→ Recorded information:
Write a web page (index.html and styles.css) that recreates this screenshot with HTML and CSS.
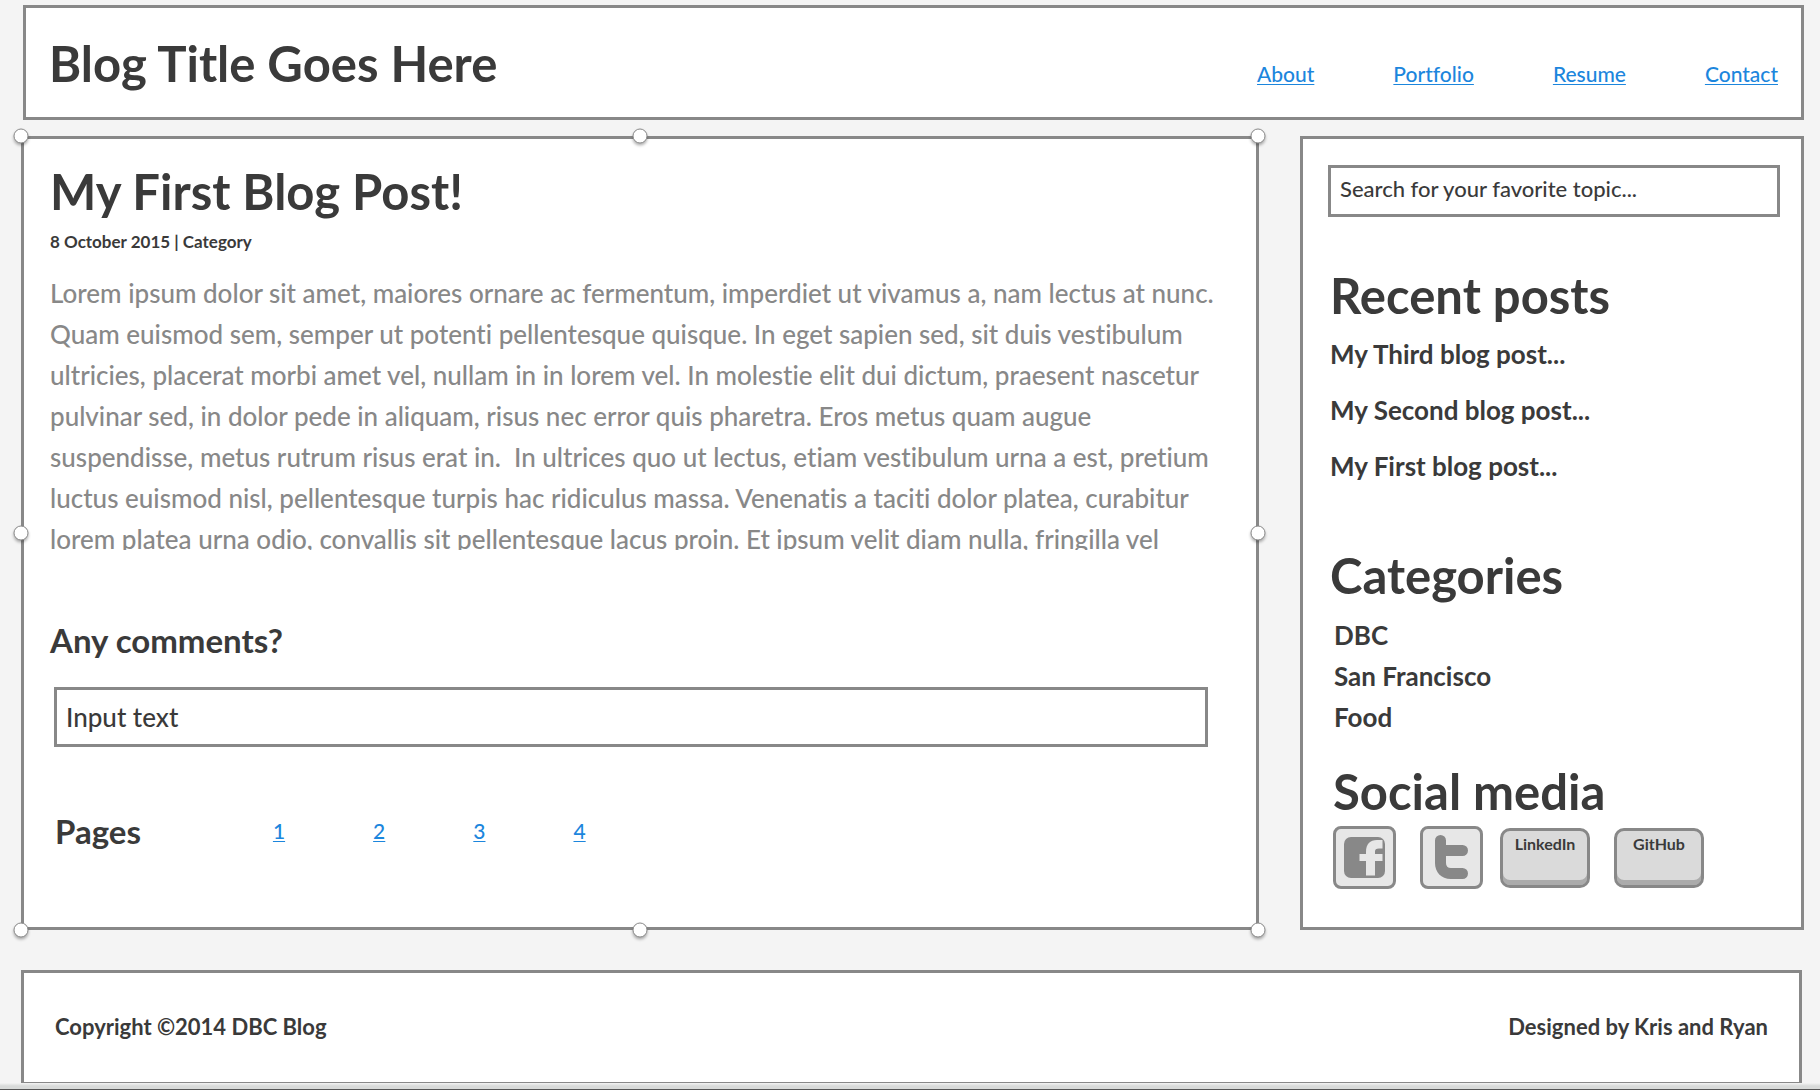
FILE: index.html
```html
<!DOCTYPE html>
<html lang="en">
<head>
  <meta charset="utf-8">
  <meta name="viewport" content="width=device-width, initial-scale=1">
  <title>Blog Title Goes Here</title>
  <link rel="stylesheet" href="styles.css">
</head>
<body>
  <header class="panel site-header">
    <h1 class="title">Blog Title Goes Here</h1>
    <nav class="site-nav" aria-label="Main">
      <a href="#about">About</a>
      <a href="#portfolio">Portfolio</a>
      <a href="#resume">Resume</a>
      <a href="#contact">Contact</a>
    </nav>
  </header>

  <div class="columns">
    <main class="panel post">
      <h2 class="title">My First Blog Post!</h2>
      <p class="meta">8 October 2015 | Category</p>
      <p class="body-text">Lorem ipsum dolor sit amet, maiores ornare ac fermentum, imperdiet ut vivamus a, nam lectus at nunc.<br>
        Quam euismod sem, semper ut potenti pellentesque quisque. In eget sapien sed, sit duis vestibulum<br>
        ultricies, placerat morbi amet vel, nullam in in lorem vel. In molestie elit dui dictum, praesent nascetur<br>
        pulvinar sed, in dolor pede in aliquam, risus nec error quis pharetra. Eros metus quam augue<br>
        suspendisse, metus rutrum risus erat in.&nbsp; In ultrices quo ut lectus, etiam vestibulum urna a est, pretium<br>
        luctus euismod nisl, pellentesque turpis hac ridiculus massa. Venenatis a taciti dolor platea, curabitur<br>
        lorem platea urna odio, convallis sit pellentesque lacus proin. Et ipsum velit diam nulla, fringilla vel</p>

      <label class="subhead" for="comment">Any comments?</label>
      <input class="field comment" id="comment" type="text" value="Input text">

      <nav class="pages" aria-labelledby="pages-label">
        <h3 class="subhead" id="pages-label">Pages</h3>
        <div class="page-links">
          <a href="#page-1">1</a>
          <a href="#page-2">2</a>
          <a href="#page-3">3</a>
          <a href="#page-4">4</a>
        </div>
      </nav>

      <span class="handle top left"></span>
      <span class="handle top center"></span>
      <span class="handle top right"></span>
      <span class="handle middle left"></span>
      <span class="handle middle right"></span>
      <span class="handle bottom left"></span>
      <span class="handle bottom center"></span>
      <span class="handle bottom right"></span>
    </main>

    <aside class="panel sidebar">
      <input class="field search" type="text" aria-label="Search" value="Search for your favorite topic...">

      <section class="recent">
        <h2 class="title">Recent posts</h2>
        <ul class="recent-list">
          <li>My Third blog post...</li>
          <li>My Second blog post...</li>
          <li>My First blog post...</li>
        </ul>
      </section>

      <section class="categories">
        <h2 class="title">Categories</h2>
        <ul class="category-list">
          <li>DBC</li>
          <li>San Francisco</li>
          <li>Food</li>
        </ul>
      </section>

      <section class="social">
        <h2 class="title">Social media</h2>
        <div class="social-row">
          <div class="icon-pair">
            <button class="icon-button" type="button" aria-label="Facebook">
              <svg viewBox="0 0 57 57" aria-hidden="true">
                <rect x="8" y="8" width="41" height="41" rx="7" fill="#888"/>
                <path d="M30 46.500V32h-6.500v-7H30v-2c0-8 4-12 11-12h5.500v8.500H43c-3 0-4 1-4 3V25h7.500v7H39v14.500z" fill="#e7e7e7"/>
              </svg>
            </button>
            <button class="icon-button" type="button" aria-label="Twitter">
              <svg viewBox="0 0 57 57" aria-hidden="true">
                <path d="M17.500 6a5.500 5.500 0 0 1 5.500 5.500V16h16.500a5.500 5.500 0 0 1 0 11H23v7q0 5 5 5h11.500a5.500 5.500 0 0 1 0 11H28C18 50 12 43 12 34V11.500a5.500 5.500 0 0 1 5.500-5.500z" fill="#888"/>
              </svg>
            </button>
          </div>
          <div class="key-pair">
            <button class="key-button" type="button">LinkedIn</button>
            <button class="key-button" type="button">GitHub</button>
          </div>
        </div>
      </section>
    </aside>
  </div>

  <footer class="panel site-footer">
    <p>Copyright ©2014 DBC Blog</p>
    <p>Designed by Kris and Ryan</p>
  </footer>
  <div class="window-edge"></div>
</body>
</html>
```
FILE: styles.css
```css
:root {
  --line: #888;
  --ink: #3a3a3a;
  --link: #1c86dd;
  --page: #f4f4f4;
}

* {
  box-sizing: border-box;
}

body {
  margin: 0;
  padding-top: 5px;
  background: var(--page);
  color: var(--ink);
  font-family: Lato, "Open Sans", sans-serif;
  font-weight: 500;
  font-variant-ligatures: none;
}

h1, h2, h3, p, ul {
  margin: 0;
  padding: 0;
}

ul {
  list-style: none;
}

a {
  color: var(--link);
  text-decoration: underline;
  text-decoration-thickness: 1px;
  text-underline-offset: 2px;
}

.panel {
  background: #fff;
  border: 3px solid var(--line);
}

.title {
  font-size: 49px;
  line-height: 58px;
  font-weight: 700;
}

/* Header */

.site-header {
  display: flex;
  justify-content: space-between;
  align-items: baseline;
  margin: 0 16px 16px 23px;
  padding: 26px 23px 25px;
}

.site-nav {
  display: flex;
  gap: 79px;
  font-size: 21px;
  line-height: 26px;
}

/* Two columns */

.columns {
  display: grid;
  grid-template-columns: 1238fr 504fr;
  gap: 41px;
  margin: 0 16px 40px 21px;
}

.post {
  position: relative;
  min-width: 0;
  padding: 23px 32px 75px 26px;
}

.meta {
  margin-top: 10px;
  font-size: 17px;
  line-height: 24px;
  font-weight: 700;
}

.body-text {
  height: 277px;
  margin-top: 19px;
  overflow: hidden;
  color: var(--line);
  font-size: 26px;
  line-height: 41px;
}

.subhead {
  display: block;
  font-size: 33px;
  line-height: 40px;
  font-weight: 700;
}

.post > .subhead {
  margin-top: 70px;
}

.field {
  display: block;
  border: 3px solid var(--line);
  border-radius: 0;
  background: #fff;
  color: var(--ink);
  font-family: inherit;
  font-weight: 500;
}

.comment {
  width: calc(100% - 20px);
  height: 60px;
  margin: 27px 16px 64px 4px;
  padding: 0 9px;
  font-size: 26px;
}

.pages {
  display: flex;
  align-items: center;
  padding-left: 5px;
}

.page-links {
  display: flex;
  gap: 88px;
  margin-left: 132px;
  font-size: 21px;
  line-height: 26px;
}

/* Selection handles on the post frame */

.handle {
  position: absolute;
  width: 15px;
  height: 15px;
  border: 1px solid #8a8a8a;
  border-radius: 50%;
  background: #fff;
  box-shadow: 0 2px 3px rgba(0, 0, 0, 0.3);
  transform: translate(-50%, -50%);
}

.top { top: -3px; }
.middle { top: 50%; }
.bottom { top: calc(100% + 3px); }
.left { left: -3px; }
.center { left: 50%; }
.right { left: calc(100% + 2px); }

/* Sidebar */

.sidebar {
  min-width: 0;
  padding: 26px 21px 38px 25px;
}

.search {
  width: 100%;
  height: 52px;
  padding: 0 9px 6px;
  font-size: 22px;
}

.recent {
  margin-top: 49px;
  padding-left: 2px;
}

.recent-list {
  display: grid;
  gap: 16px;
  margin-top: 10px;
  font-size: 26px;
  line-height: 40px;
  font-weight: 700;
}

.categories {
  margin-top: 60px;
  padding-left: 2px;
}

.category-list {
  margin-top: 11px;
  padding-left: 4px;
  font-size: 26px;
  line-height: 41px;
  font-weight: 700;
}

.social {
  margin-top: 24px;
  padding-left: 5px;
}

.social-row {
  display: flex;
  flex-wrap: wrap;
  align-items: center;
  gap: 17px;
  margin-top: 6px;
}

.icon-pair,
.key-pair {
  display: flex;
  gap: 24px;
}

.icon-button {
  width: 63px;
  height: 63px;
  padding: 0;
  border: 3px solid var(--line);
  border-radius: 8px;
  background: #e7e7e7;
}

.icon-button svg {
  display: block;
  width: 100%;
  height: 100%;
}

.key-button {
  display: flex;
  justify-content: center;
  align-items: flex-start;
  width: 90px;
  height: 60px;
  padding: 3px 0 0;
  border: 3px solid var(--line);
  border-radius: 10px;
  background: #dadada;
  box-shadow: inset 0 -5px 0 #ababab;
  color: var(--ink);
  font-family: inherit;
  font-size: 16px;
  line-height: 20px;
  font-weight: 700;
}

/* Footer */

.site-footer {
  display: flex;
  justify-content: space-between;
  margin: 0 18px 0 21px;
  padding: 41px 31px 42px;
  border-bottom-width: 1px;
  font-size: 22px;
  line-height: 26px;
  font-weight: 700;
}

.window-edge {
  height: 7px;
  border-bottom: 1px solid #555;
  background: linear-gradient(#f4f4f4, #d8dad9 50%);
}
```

→ Exercise brief: Search the preceding listing for the word "styles" and pull out every line that holds it.

→ Answer to this problem:
Write a web page (index.html and styles.css) that recreates this screenshot with HTML and CSS.
  <link rel="stylesheet" href="styles.css">
FILE: styles.css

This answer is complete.